En France, plusieurs lois et circulaires ciblent le code vestimentaire musulman des femmes au nom de la laïcité, l’affaire dite du « burkini » portée dans l’espace international reflétant aussi l’instrumentalisation politique de ce code vestimentaire que soulignent plusieurs femmes interviewées..

Par conséquent, les femmes originaires de pays à majorité musulmane subissent de multiples désavantages, fondés sur l’origine et la religion et plus généralement sur des critères de genre, mais aussi en raison des stéréotypes spécifiques auxquels elles sont sujettes, les femmes musulmanes étant souvent considérées comme passives, soumises et confinées au foyer. Par ailleurs, la majorité de ces femmes souffrent d’un désavantage social relatif à leur niveau d’éducation, leur taux de chômage et leur degré de pauvreté.

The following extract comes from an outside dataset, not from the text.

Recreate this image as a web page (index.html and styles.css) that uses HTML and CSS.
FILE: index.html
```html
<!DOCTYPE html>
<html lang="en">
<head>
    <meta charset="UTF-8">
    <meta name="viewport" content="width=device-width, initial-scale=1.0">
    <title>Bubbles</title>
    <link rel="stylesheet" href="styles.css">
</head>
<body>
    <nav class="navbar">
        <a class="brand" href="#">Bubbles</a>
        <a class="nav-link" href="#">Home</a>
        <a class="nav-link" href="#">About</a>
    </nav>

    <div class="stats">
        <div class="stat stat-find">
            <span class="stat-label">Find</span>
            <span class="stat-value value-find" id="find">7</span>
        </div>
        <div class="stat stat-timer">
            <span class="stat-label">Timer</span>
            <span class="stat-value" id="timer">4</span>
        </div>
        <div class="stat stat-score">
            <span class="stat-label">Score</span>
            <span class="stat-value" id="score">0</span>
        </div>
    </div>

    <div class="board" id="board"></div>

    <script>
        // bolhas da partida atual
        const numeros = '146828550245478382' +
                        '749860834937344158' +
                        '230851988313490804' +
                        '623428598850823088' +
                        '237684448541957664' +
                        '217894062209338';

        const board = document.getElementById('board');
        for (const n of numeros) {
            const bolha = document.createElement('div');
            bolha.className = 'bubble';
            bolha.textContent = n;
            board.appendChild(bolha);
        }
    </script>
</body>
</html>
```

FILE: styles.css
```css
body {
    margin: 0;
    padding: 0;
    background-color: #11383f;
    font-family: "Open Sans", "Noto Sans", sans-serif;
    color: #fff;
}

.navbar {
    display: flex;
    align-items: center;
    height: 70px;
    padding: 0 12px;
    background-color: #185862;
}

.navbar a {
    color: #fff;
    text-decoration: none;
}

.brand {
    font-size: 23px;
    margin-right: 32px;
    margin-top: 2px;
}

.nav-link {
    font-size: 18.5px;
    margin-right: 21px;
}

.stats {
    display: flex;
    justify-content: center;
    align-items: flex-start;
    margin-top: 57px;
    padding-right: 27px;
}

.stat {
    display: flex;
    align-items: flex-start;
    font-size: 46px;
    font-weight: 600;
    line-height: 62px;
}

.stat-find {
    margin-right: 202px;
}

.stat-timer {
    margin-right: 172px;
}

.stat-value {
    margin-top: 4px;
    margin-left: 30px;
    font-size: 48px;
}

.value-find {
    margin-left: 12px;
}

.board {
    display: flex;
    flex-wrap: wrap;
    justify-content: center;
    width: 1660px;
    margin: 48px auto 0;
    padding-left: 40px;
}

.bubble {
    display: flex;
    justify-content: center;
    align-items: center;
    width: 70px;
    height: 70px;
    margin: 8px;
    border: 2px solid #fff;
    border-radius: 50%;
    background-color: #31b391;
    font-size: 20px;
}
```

De plus, la visibilité attachée à un code vestimentaire comme le foulard transforme les femmes en une cible potentielle d’hostilité et de discrimination spécifique à leur genre. En France, tout particulièrement, elles sont en conséquence de plus en plus exclues de larges secteurs de l’emploi : 30 % des emplois qui sont ceux du secteur public et bien d’autres encore dans le secteur privé par le truchement de règlements d’entreprises de plus en plus nombreux exigeant la neutralité religieuse. On pense ainsi à l’entreprise Paprec (4000 employés) qui a adopté en 2014 une Charte de la laïcité interdisant le port du voile. Ces obstacles entravent aussi leur participation civique et politique.

En France notamment, les femmes portant un foulard sont exclues de l’engagement dans tout un pan du domaine public tel que les entités institutionnelles ou même des associations (alors que les restrictions légales ne s’appliquent pas à ces dernières) comme l’ a montré la polémique impliquant les Restos du Cœur en 2013 dont plusieurs ont refusé d’accueillir une bénévole voilée.

« Peace, peace, peace »

Néanmoins, la politique étatique a également contribué à projeter les femmes de culture musulmane dans l’espace public.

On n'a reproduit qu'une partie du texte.